Collected material:
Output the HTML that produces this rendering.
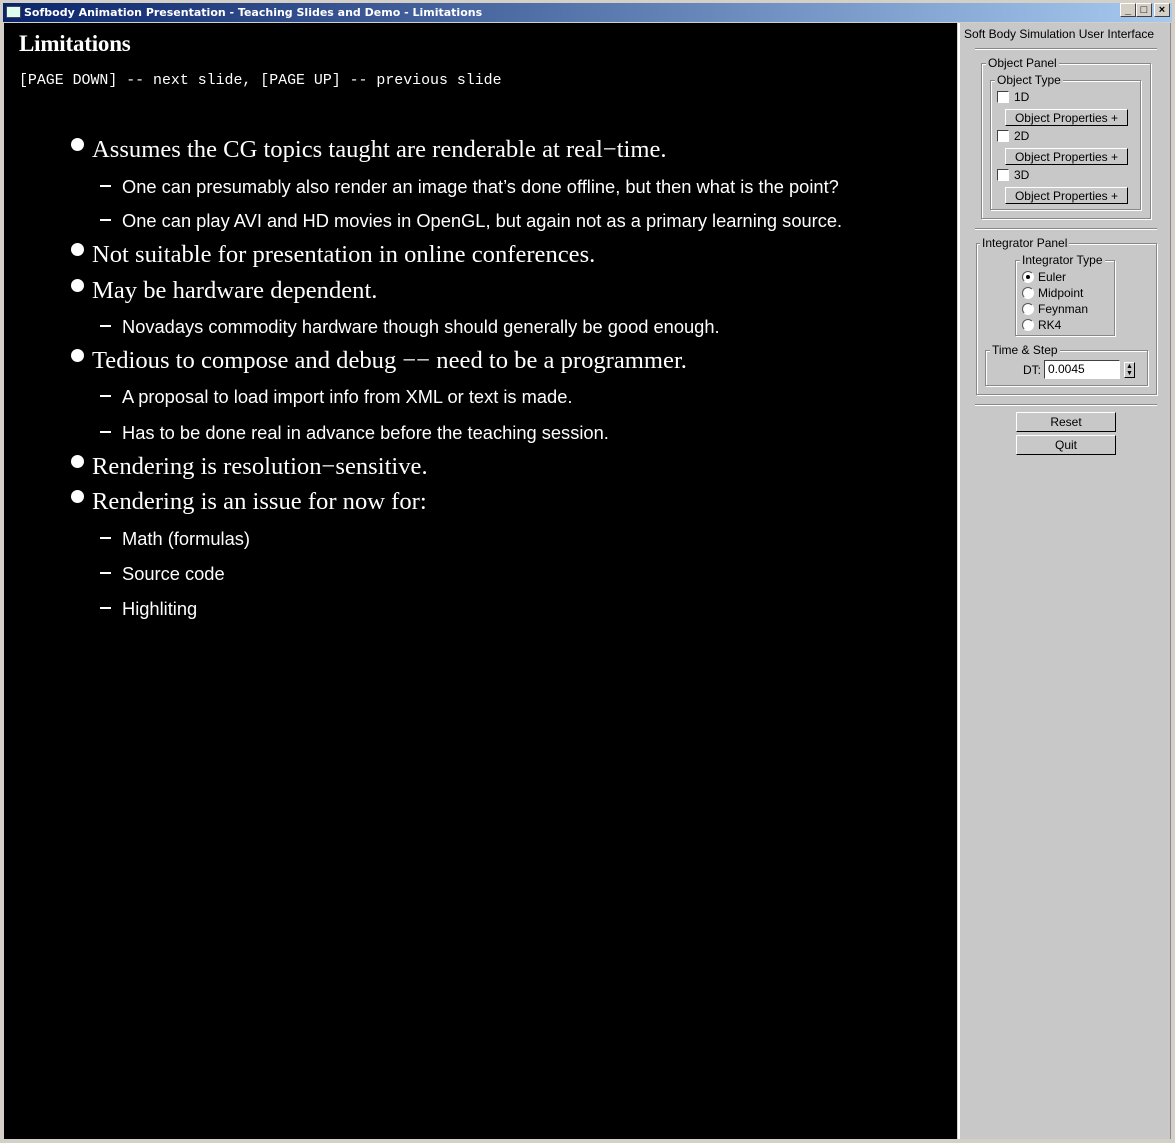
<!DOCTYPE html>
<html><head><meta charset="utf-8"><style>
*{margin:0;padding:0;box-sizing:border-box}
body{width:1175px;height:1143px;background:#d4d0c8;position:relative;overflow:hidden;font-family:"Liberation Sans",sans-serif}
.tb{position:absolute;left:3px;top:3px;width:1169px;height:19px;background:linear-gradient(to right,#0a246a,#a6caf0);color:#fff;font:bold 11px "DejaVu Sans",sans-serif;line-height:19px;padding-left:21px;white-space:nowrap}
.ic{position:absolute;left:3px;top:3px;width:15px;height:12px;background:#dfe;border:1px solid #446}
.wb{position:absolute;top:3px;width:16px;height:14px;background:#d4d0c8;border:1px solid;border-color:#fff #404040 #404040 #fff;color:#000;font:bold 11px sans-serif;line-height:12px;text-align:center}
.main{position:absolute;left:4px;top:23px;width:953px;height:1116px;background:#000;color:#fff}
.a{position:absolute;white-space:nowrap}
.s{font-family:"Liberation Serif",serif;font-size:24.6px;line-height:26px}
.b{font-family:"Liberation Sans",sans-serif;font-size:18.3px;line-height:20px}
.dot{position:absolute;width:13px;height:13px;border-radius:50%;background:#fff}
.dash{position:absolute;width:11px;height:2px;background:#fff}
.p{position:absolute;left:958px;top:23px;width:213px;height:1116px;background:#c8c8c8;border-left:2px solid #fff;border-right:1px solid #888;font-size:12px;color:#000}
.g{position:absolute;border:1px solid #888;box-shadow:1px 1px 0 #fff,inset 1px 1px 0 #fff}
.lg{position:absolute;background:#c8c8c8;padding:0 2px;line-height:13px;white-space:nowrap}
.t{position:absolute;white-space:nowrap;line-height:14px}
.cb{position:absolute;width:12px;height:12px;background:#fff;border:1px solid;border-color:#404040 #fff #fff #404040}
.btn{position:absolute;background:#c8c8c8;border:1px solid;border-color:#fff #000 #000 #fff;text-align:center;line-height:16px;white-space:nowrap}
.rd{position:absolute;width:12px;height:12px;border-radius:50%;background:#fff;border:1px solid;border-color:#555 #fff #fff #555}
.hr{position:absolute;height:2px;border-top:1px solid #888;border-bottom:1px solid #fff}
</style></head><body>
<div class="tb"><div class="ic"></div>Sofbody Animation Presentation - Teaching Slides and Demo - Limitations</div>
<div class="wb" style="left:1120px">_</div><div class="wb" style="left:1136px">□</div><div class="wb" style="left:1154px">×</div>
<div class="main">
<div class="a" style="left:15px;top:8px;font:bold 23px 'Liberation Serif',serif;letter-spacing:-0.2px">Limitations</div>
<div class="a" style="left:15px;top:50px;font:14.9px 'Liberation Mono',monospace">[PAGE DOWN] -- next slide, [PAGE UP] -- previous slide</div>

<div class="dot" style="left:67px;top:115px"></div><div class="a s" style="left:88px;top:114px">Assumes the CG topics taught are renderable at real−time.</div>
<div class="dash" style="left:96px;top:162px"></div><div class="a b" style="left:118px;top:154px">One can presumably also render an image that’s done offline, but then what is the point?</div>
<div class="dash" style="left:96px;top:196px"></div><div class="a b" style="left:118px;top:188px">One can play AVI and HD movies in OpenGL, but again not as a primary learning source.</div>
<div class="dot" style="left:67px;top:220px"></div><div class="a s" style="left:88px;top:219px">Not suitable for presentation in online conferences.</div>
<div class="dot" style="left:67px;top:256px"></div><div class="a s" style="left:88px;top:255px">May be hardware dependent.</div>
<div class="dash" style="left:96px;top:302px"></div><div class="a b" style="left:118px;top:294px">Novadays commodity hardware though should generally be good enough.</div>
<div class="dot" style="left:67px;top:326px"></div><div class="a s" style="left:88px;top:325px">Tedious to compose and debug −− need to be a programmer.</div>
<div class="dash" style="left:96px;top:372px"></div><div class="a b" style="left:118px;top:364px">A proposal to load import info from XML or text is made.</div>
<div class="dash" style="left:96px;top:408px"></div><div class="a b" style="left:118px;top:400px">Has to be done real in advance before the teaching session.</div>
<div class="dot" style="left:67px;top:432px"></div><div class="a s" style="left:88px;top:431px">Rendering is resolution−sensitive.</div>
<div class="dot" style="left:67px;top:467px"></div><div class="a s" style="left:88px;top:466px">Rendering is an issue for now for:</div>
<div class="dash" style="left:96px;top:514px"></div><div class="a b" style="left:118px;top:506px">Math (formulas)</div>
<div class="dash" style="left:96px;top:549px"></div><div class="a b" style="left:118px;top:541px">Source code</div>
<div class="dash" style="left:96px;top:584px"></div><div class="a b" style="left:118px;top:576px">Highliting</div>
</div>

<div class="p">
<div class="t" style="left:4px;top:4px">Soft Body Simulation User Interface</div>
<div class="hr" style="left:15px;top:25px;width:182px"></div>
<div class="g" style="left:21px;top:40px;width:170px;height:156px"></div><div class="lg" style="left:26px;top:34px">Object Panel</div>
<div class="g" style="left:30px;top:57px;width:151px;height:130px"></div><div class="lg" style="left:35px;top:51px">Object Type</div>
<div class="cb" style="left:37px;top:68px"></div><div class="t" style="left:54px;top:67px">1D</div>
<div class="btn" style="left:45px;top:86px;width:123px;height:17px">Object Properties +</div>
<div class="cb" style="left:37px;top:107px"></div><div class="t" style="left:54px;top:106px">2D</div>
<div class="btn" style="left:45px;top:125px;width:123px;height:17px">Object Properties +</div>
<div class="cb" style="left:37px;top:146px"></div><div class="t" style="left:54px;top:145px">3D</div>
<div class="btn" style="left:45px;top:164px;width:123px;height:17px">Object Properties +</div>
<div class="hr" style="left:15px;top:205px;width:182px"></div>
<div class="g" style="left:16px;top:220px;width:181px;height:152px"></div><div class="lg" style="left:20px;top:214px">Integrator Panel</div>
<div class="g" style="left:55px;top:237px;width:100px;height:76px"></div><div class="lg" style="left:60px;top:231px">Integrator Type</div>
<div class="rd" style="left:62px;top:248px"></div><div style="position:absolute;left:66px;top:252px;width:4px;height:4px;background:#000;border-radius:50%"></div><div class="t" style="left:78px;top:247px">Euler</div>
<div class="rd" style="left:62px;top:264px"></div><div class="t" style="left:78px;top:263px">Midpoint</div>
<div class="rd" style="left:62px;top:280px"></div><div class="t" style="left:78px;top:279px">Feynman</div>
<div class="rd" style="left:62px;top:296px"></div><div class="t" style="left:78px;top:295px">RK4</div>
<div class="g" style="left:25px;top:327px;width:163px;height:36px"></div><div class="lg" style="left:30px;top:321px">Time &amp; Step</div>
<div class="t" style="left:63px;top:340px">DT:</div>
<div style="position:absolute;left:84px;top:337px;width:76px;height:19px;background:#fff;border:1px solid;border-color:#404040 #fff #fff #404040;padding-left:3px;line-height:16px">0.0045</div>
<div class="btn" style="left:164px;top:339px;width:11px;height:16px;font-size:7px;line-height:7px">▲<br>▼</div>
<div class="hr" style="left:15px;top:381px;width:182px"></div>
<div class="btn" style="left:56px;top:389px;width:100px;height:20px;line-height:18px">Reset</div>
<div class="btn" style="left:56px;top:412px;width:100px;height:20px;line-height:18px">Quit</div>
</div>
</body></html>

Task brief:
Reproduce the full listing faithfully, but do not carry over any pictures.

Answer to this task:
Output the HTML that produces this rendering.
<!DOCTYPE html>
<html><head><meta charset="utf-8"><style>
*{margin:0;padding:0;box-sizing:border-box}
body{width:1175px;height:1143px;background:#d4d0c8;position:relative;overflow:hidden;font-family:"Liberation Sans",sans-serif}
.tb{position:absolute;left:3px;top:3px;width:1169px;height:19px;background:linear-gradient(to right,#0a246a,#a6caf0);color:#fff;font:bold 11px "DejaVu Sans",sans-serif;line-height:19px;padding-left:21px;white-space:nowrap}
.ic{position:absolute;left:3px;top:3px;width:15px;height:12px;background:#dfe;border:1px solid #446}
.wb{position:absolute;top:3px;width:16px;height:14px;background:#d4d0c8;border:1px solid;border-color:#fff #404040 #404040 #fff;color:#000;font:bold 11px sans-serif;line-height:12px;text-align:center}
.main{position:absolute;left:4px;top:23px;width:953px;height:1116px;background:#000;color:#fff}
.a{position:absolute;white-space:nowrap}
.s{font-family:"Liberation Serif",serif;font-size:24.6px;line-height:26px}
.b{font-family:"Liberation Sans",sans-serif;font-size:18.3px;line-height:20px}
.dot{position:absolute;width:13px;height:13px;border-radius:50%;background:#fff}
.dash{position:absolute;width:11px;height:2px;background:#fff}
.p{position:absolute;left:958px;top:23px;width:213px;height:1116px;background:#c8c8c8;border-left:2px solid #fff;border-right:1px solid #888;font-size:12px;color:#000}
.g{position:absolute;border:1px solid #888;box-shadow:1px 1px 0 #fff,inset 1px 1px 0 #fff}
.lg{position:absolute;background:#c8c8c8;padding:0 2px;line-height:13px;white-space:nowrap}
.t{position:absolute;white-space:nowrap;line-height:14px}
.cb{position:absolute;width:12px;height:12px;background:#fff;border:1px solid;border-color:#404040 #fff #fff #404040}
.btn{position:absolute;background:#c8c8c8;border:1px solid;border-color:#fff #000 #000 #fff;text-align:center;line-height:16px;white-space:nowrap}
.rd{position:absolute;width:12px;height:12px;border-radius:50%;background:#fff;border:1px solid;border-color:#555 #fff #fff #555}
.hr{position:absolute;height:2px;border-top:1px solid #888;border-bottom:1px solid #fff}
</style></head><body>
<div class="tb"><div class="ic"></div>Sofbody Animation Presentation - Teaching Slides and Demo - Limitations</div>
<div class="wb" style="left:1120px">_</div><div class="wb" style="left:1136px">□</div><div class="wb" style="left:1154px">×</div>
<div class="main">
<div class="a" style="left:15px;top:8px;font:bold 23px 'Liberation Serif',serif;letter-spacing:-0.2px">Limitations</div>
<div class="a" style="left:15px;top:50px;font:14.9px 'Liberation Mono',monospace">[PAGE DOWN] -- next slide, [PAGE UP] -- previous slide</div>

<div class="dot" style="left:67px;top:115px"></div><div class="a s" style="left:88px;top:114px">Assumes the CG topics taught are renderable at real−time.</div>
<div class="dash" style="left:96px;top:162px"></div><div class="a b" style="left:118px;top:154px">One can presumably also render an image that’s done offline, but then what is the point?</div>
<div class="dash" style="left:96px;top:196px"></div><div class="a b" style="left:118px;top:188px">One can play AVI and HD movies in OpenGL, but again not as a primary learning source.</div>
<div class="dot" style="left:67px;top:220px"></div><div class="a s" style="left:88px;top:219px">Not suitable for presentation in online conferences.</div>
<div class="dot" style="left:67px;top:256px"></div><div class="a s" style="left:88px;top:255px">May be hardware dependent.</div>
<div class="dash" style="left:96px;top:302px"></div><div class="a b" style="left:118px;top:294px">Novadays commodity hardware though should generally be good enough.</div>
<div class="dot" style="left:67px;top:326px"></div><div class="a s" style="left:88px;top:325px">Tedious to compose and debug −− need to be a programmer.</div>
<div class="dash" style="left:96px;top:372px"></div><div class="a b" style="left:118px;top:364px">A proposal to load import info from XML or text is made.</div>
<div class="dash" style="left:96px;top:408px"></div><div class="a b" style="left:118px;top:400px">Has to be done real in advance before the teaching session.</div>
<div class="dot" style="left:67px;top:432px"></div><div class="a s" style="left:88px;top:431px">Rendering is resolution−sensitive.</div>
<div class="dot" style="left:67px;top:467px"></div><div class="a s" style="left:88px;top:466px">Rendering is an issue for now for:</div>
<div class="dash" style="left:96px;top:514px"></div><div class="a b" style="left:118px;top:506px">Math (formulas)</div>
<div class="dash" style="left:96px;top:549px"></div><div class="a b" style="left:118px;top:541px">Source code</div>
<div class="dash" style="left:96px;top:584px"></div><div class="a b" style="left:118px;top:576px">Highliting</div>
</div>

<div class="p">
<div class="t" style="left:4px;top:4px">Soft Body Simulation User Interface</div>
<div class="hr" style="left:15px;top:25px;width:182px"></div>
<div class="g" style="left:21px;top:40px;width:170px;height:156px"></div><div class="lg" style="left:26px;top:34px">Object Panel</div>
<div class="g" style="left:30px;top:57px;width:151px;height:130px"></div><div class="lg" style="left:35px;top:51px">Object Type</div>
<div class="cb" style="left:37px;top:68px"></div><div class="t" style="left:54px;top:67px">1D</div>
<div class="btn" style="left:45px;top:86px;width:123px;height:17px">Object Properties +</div>
<div class="cb" style="left:37px;top:107px"></div><div class="t" style="left:54px;top:106px">2D</div>
<div class="btn" style="left:45px;top:125px;width:123px;height:17px">Object Properties +</div>
<div class="cb" style="left:37px;top:146px"></div><div class="t" style="left:54px;top:145px">3D</div>
<div class="btn" style="left:45px;top:164px;width:123px;height:17px">Object Properties +</div>
<div class="hr" style="left:15px;top:205px;width:182px"></div>
<div class="g" style="left:16px;top:220px;width:181px;height:152px"></div><div class="lg" style="left:20px;top:214px">Integrator Panel</div>
<div class="g" style="left:55px;top:237px;width:100px;height:76px"></div><div class="lg" style="left:60px;top:231px">Integrator Type</div>
<div class="rd" style="left:62px;top:248px"></div><div style="position:absolute;left:66px;top:252px;width:4px;height:4px;background:#000;border-radius:50%"></div><div class="t" style="left:78px;top:247px">Euler</div>
<div class="rd" style="left:62px;top:264px"></div><div class="t" style="left:78px;top:263px">Midpoint</div>
<div class="rd" style="left:62px;top:280px"></div><div class="t" style="left:78px;top:279px">Feynman</div>
<div class="rd" style="left:62px;top:296px"></div><div class="t" style="left:78px;top:295px">RK4</div>
<div class="g" style="left:25px;top:327px;width:163px;height:36px"></div><div class="lg" style="left:30px;top:321px">Time &amp; Step</div>
<div class="t" style="left:63px;top:340px">DT:</div>
<div style="position:absolute;left:84px;top:337px;width:76px;height:19px;background:#fff;border:1px solid;border-color:#404040 #fff #fff #404040;padding-left:3px;line-height:16px">0.0045</div>
<div class="btn" style="left:164px;top:339px;width:11px;height:16px;font-size:7px;line-height:7px">▲<br>▼</div>
<div class="hr" style="left:15px;top:381px;width:182px"></div>
<div class="btn" style="left:56px;top:389px;width:100px;height:20px;line-height:18px">Reset</div>
<div class="btn" style="left:56px;top:412px;width:100px;height:20px;line-height:18px">Quit</div>
</div>
</body></html>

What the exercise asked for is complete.